Posted by John Corey on April 13, 2006 at 20:42:43:
Ed covers your question concerning hard money and credit checks in the Lenders Workshop. He explains to the group that if a lender is asking to check credit they are not really a hard money lender. They could be offering a non-conforming product or otherwise providing something that looks to be hard money. The credit check is completely unnecessary with true hard money.
Now you have to understand that most hard money lenders that I know of will stop at 65% of the as-is value rather than 70% of the ARV. When you start moving up the LTV or using the possible future value the lender really is taking on more risk. Most ‘hard money’ lenders who lend on ARV and will go to 70% or higher are going to expect to pull credit.
Some will tell you that they do so as a way to get to know you. Like knowing the borrower is a factor compared to a straight asset backed deal.
Ultimately you have to ask yourself if you like what they are offering and if it will work for you. If the deal fits and they want to pull credit then maybe it still makes sense rather than argue about the true definition of hard money vs. the need for a credit check.

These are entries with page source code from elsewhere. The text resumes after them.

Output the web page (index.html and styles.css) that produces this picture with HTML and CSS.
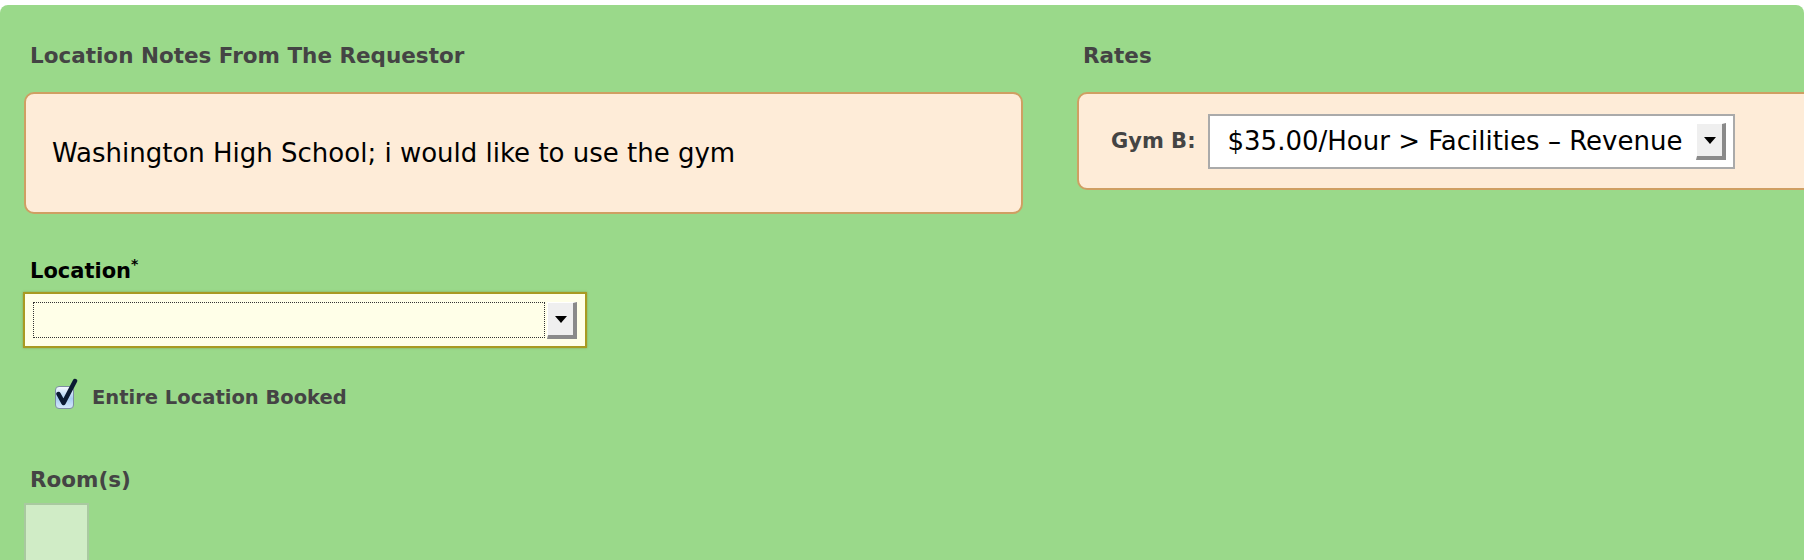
FILE: index.html
```html
<!DOCTYPE html>
<html lang="en">
<head>
  <meta charset="UTF-8">
  <title>Location</title>
  <link rel="stylesheet" href="styles.css">
</head>
<body>
  <div class="panel">
    <div class="col-left">
      <h3 class="section-title">Location Notes From The Requestor</h3>
      <div class="note-box">Washington High School; i would like to use the gym</div>

      <label class="field-label">Location<sup>*</sup></label>
      <div class="select select-location">
        <span class="select-focus"></span>
        <span class="select-arrow"></span>
      </div>

      <label class="check-row">
        <span class="checkbox">
          <svg width="24" height="32" viewBox="0 0 24 32"><path d="M3.5 16 L8.5 25 L20 3" fill="none" stroke="#0b1a33" stroke-width="4.5" stroke-linecap="round" stroke-linejoin="round"/></svg>
        </span>
        Entire Location Booked
      </label>

      <h3 class="section-title rooms-title">Room(s)</h3>
      <div class="room-list"></div>
    </div>

    <div class="col-right">
      <h3 class="section-title">Rates</h3>
      <div class="rate-box">
        <span class="rate-label">Gym B:</span>
        <div class="select select-rate">
          <span class="select-text">$35.00/Hour &gt; Facilities – Revenue</span>
          <span class="select-arrow"></span>
        </div>
      </div>
    </div>
  </div>
</body>
</html>
```

FILE: styles.css
```css
body {
  margin: 0;
  padding: 0;
  background-color: #fff;
  font-family: "DejaVu Sans", Verdana, sans-serif;
  overflow: hidden;
}

.panel {
  margin-top: 5px;
  height: 600px;
  background-color: #9ad98a;
  border-radius: 8px 8px 0 0;
  display: flex;
  padding-left: 24px;
  gap: 54px;
  overflow: hidden;
}

.col-left {
  width: 999px;
  flex-shrink: 0;
}

.col-right {
  width: 800px;
  flex-shrink: 0;
}

.section-title {
  margin: 0;
  padding: 39px 0 0 6px;
  font-size: 21.5px;
  line-height: 24px;
  font-weight: bold;
  color: #444;
}

.rooms-title {
  padding-top: 59px;
}

.note-box {
  margin-top: 24px;
  height: 118px;
  border: 2px solid #cf9f63;
  border-radius: 10px;
  background-color: #feecd8;
  padding: 0 26px;
  display: flex;
  align-items: center;
  font-size: 26px;
  color: #000;
}

.field-label {
  display: block;
  margin: 45px 0 0 6px;
  font-size: 21px;
  line-height: 24px;
  font-weight: bold;
  color: #000;
}

.field-label sup {
  font-size: 14px;
  vertical-align: 9px;
  line-height: 0;
}

.select {
  box-sizing: border-box;
  display: flex;
  align-items: center;
}

.select-location {
  margin: 9px 0 0 -1px;
  width: 564px;
  height: 56px;
  border: 2px solid #a89a22;
  background-color: #ffffe8;
  padding: 0 8px;
  box-shadow: 0 0 2px rgba(120, 110, 20, 0.5);
}

.select-focus {
  flex: 1;
  height: 34px;
  border: 1px dotted #333;
  margin-right: 2px;
}

.select-arrow {
  position: relative;
  box-sizing: border-box;
  width: 30px;
  height: 37px;
  background-color: #efefef;
  border-top: 1px solid #fff;
  border-left: 1px solid #fff;
  border-right: 4px solid #8a8a8a;
  border-bottom: 4px solid #8a8a8a;
  flex-shrink: 0;
}

.select-arrow::after {
  content: "";
  position: absolute;
  left: 7px;
  top: 13px;
  border-left: 6px solid transparent;
  border-right: 6px solid transparent;
  border-top: 7px solid #000;
}

.check-row {
  display: flex;
  align-items: center;
  margin: 38px 0 0 31px;
  font-size: 19.5px;
  font-weight: bold;
  color: #444;
}

.checkbox {
  position: relative;
  width: 17px;
  height: 21px;
  margin-right: 18px;
  border: 1px solid #7d8ea3;
  border-radius: 4px;
  background: linear-gradient(#f4f9ff, #a9cdf2 55%, #d4e8fb);
  flex-shrink: 0;
}

.checkbox svg {
  position: absolute;
  left: -1px;
  top: -9px;
}

.room-list {
  margin-top: 11px;
  width: 61px;
  height: 80px;
  border: 2px solid #a9c9a0;
  background-color: #d0ecc6;
}

.rate-box {
  margin-top: 24px;
  height: 94px;
  border: 2px solid #cf9f63;
  border-radius: 10px;
  background-color: #feecd8;
  display: flex;
  align-items: center;
  padding-left: 32px;
}

.rate-label {
  font-size: 21px;
  font-weight: bold;
  color: #444;
  margin-right: 12px;
}

.select-rate {
  width: 527px;
  height: 55px;
  border: 2px solid #aaa;
  background-color: #fff;
  padding: 0 7px 0 18px;
}

.select-text {
  flex: 1;
  font-size: 26px;
  color: #000;
  white-space: nowrap;
}
```
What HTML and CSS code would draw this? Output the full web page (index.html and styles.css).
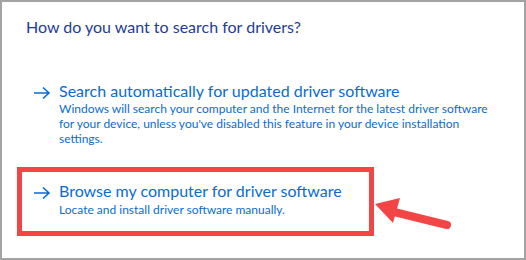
FILE: index.html
```html
<!DOCTYPE html>
<html lang="en">
<head>
    <meta charset="UTF-8">
    <title>Update Drivers</title>
    <link rel="stylesheet" href="styles.css">
</head>
<body>
    <div class="dialog">
        <h1 class="title">How do you want to search for drivers?</h1>

        <div class="option option-auto">
            <svg class="option-arrow" width="18" height="14" viewBox="0 0 18 14">
                <path d="M1 7 H16 M10 1.5 L16 7 L10 12.5" fill="none" stroke="#0a6cd0" stroke-width="1.6"/>
            </svg>
            <div class="option-text">
                <div class="option-head">Search automatically for updated driver software</div>
                <div class="option-desc">Windows will search your computer and the Internet for the latest driver software<br>for your device, unless you've disabled this feature in your device installation<br>settings.</div>
            </div>
        </div>

        <div class="option option-browse">
            <svg class="option-arrow" width="18" height="14" viewBox="0 0 18 14">
                <path d="M1 7 H16 M10 1.5 L16 7 L10 12.5" fill="none" stroke="#0a6cd0" stroke-width="1.6"/>
            </svg>
            <div class="option-text">
                <div class="option-head">Browse my computer for driver software</div>
                <div class="option-desc">Locate and install driver software manually.</div>
            </div>
        </div>
    </div>

    <!-- annotation arrow over the dialog -->
    <svg class="pointer" width="526" height="260" viewBox="0 0 526 260">
        <line x1="394" y1="212" x2="447" y2="225" stroke="#f24646" stroke-width="8" stroke-linecap="round"/>
        <polygon points="375,204 400,198 393,223" fill="#f24646"/>
    </svg>
</body>
</html>
```

FILE: styles.css
```css
* {
    margin: 0;
    padding: 0;
    box-sizing: border-box;
}

body {
    position: relative;
    width: 526px;
    height: 260px;
    background: white;
    font-family: Lato, 'Open Sans', sans-serif;
}

.dialog {
    width: 526px;
    height: 260px;
    border: 2px solid #a3a3a3;
    padding-top: 15px;
}

.title {
    font-size: 16px;
    font-weight: normal;
    line-height: 20px;
    color: #1e3c96;
    padding-left: 24px;
}

.option {
    display: flex;
    gap: 8px;
    color: #0a6cd0;
}

.option-arrow {
    flex: none;
    margin-top: 5px;
}

.option-head {
    font-size: 16px;
    line-height: 20px;
}

.option-desc {
    font-size: 12px;
    line-height: 15px;
    white-space: nowrap;
}

.option-auto {
    margin-top: 44px;
    padding-left: 31px;
}

.option-browse {
    margin-top: 21px;
    margin-left: 15px;
    width: 357px;
    border: 5px solid #f24646;
    padding: 9px 0 14px 11px;
}

.option-browse .option-desc {
    margin-top: 1px;
}

.pointer {
    position: absolute;
    top: 0;
    left: 0;
    pointer-events: none;
}
```
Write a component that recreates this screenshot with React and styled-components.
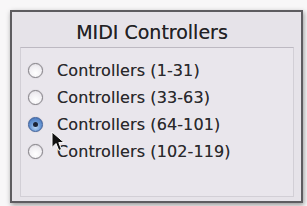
import React from "react";
import styled, { createGlobalStyle } from "styled-components";

const GlobalStyle = createGlobalStyle`
  html, body {
    margin: 0;
    padding: 0;
    background: #f8f7f8;
  }
  body {
    font-family: "DejaVu Sans", "Liberation Sans", sans-serif;
  }
`;

const Page = styled.div`
  width: 307px;
  height: 206px;
  padding: 10px 4px 3px 10px;
  box-sizing: border-box;
`;

const Window = styled.div`
  position: relative;
  width: 100%;
  height: 100%;
  box-sizing: border-box;
  background: #e6e3e9;
  border: 2px solid #5e5c60;
  box-shadow: 1px 2px 5px rgba(0, 0, 0, 0.4);
  display: flex;
  flex-direction: column;
  padding: 0 7px 4px 8px;
`;

const Title = styled.h1`
  margin: 0;
  height: 35px;
  display: flex;
  align-items: center;
  justify-content: center;
  font-size: 19px;
  font-weight: normal;
  color: #222124;
  text-shadow: 0 0 0.6px rgba(0, 0, 0, 0.5);
  padding: 4px 10px 0 0;
  box-sizing: border-box;
`;

const Group = styled.div`
  flex: 1;
  border: 1px solid #d2cfd6;
  border-top-color: #bdb9c2;
  background: #e9e6ec;
  display: flex;
  flex-direction: column;
  padding: 11px 0 0 7px;
  gap: 5px;
`;

const Row = styled.label`
  display: flex;
  align-items: center;
  height: 22px;
  gap: 14px;
  font-size: 16px;
  letter-spacing: 0.1px;
  color: #2a292c;
  text-shadow: 0 0 0.6px rgba(0, 0, 0, 0.45);
`;

const Radio = styled.span`
  width: 15px;
  height: 15px;
  flex: none;
  border-radius: 50%;
  box-sizing: border-box;
  display: flex;
  align-items: center;
  justify-content: center;
  border: 1.5px solid ${(p) => (p.$on ? "#3d5f9a" : "#838086")};
  background: ${(p) =>
    p.$on
      ? "radial-gradient(circle at 50% 70%, #b9d6f4 0%, #6b9ad6 45%, #3f6eb4 100%)"
      : "radial-gradient(circle at 50% 70%, #ffffff 0%, #f0eef2 60%, #d9d6dc 100%)"};
  box-shadow: 0 0 1px rgba(0, 0, 0, 0.3);
`;

const Dot = styled.span`
  width: 5px;
  height: 5px;
  border-radius: 50%;
  background: #1b2435;
`;

const Cursor = styled.svg`
  position: absolute;
  left: 39px;
  top: 119px;
`;

const items = [
  "Controllers (1-31)",
  "Controllers (33-63)",
  "Controllers (64-101)",
  "Controllers (102-119)",
];

export default function App() {
  return (
    <>
      <GlobalStyle />
      <Page>
        <Window>
          <Title>MIDI Controllers</Title>
          <Group>
            {items.map((t, i) => (
              <Row key={t}>
                <Radio $on={i === 2}>{i === 2 && <Dot />}</Radio>
                {t}
              </Row>
            ))}
          </Group>
          <Cursor width="15" height="22" viewBox="0 0 15 22">
            <path
              d="M1 1 L1 16.5 L5 12.5 L7.8 19.5 L10.5 18.4 L7.8 11.6 L13.2 11.6 Z"
              fill="#111"
              stroke="#fff"
              strokeWidth="1"
            />
          </Cursor>
        </Window>
      </Page>
    </>
  );
}
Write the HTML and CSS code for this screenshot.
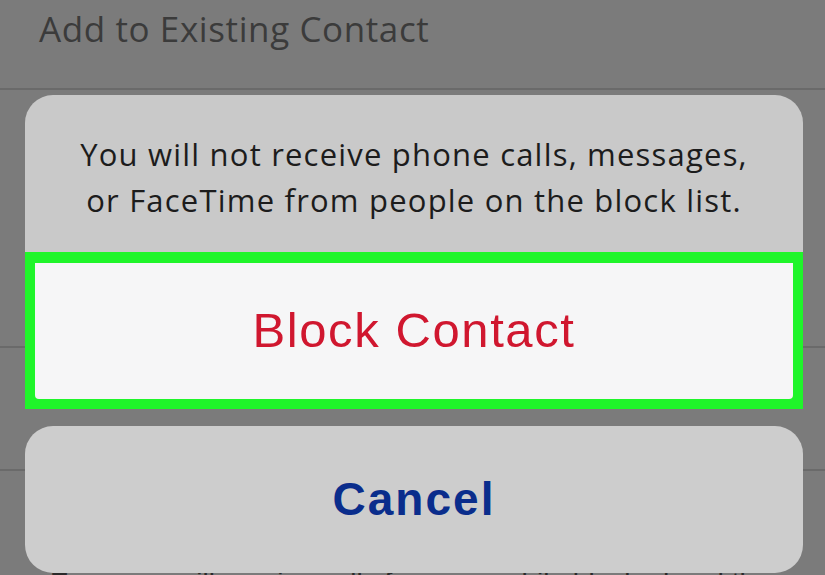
FILE: index.html
```html
<!DOCTYPE html>
<html>
<head>
<meta charset="utf-8">
<link rel="stylesheet" href="styles.css">
</head>
<body>
<div class="screen">
  <div class="list">
    <div class="row row-top"><span class="row-label">Add to Existing Contact</span></div>
    <div class="row row-mid"></div>
    <div class="row row-low"></div>
    <div class="row-foot">Everyone will receive calls from you while blocked and the contact will</div>
  </div>
  <div class="sheet">
    <div class="alert">
      <div class="message">You will not receive phone calls, messages,<br>or FaceTime from people on the block list.</div>
      <div class="highlight">
        <div class="action destructive">Block Contact</div>
      </div>
    </div>
    <div class="cancel">Cancel</div>
  </div>
</div>
</body>
</html>
```
FILE: styles.css
```css
html, body {
  margin: 0;
  padding: 0;
}
body {
  width: 825px;
  height: 575px;
  overflow: hidden;
  background: #7b7b7b;
  font-family: "Liberation Sans", Arial, sans-serif;
}
.screen {
  position: relative;
  width: 825px;
  height: 575px;
  overflow: hidden;
}
.list {
  display: flex;
  flex-direction: column;
}
.row {
  border-bottom: 2px solid #6a6a6a;
  box-sizing: border-box;
}
.row-top {
  height: 90px;
  padding: 5px 0 0 39px;
}
.row-label {
  font-family: "Open Sans", "Liberation Sans", sans-serif;
  font-size: 35px;
  color: #3b3b3b;
  letter-spacing: 0.6px;
}
.row-mid {
  height: 258px;
}
.row-low {
  height: 123px;
}
.row-foot {
  padding: 96px 0 0 50px;
  font-size: 28px;
  color: #2a2a2a;
  white-space: nowrap;
}
.sheet {
  position: absolute;
  left: 25px;
  top: 95px;
  width: 778px;
  display: flex;
  flex-direction: column;
  gap: 17px;
}
.alert {
  background: #c9c9c9;
  border-radius: 28px 28px 0 0;
  display: flex;
  flex-direction: column;
}
.message {
  height: 157px;
  box-sizing: border-box;
  padding-top: 36px;
  text-align: center;
  font-family: "Open Sans", "Liberation Sans", sans-serif;
  font-size: 31px;
  line-height: 46px;
  color: #1c1c1c;
  letter-spacing: 1.2px;
}
.highlight {
  border: 10px solid #1ff52a;
  border-top-width: 11px;
  background: #1ff52a;
}
.action {
  height: 136px;
  background: #f6f6f7;
  border-radius: 0 0 4px 4px;
  display: flex;
  align-items: center;
  justify-content: center;
}
.destructive {
  color: #d0172f;
  font-size: 49px;
  letter-spacing: 1.6px;
  padding-bottom: 2px;
  box-sizing: border-box;
}
.cancel {
  height: 147px;
  background: #cdcdcd;
  border-radius: 28px;
  display: flex;
  align-items: center;
  justify-content: center;
  color: #0a2d8c;
  font-weight: bold;
  font-size: 46px;
  letter-spacing: 2px;
  padding-bottom: 2px;
  box-sizing: border-box;
}
```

As to CA vs. the rest of the US. There is nothing specific that can be said as the other 49 states do not have one standard which is somehow different from CA.
When rehabbing there are clear issues in many states concerning the need for a licensed contractor when doing the work. The contractor license issue is definitely something to look up and there will be a website per state if they issue licenses.
One specific example to highlight something unique. In OR you need to be a developer to work on your own property that you bought to fix up and sell. Even if you hired licensed contractor to do the work. If you buy, rehab and rent the place you do not need a developers license. Such a license requirement and the developers insurance is rather unique to OR and only started this year.
The financing options are pretty standard if you borrow from a conventional institution. If you are dealing with seller financing (either when you buy or when you sell) there are some states that have placed restrictions. I read of one city that has specific restrictions on lease/options even though there is no requirement that is state wide. The city is not in CA.
Is there something specific you are concerned about when doing business in CA?
Though you did not ask one nasty CA item is the Franchise Tax board fees for an LLC or other legal entity. The last I heard they based the annual fee on the total assets owned and not the equity (net value) of the assets. Hence you pay an annual fee even on debt when it is secured by RE. The fee started at $800 and rose to something over $11,000 before it capped out.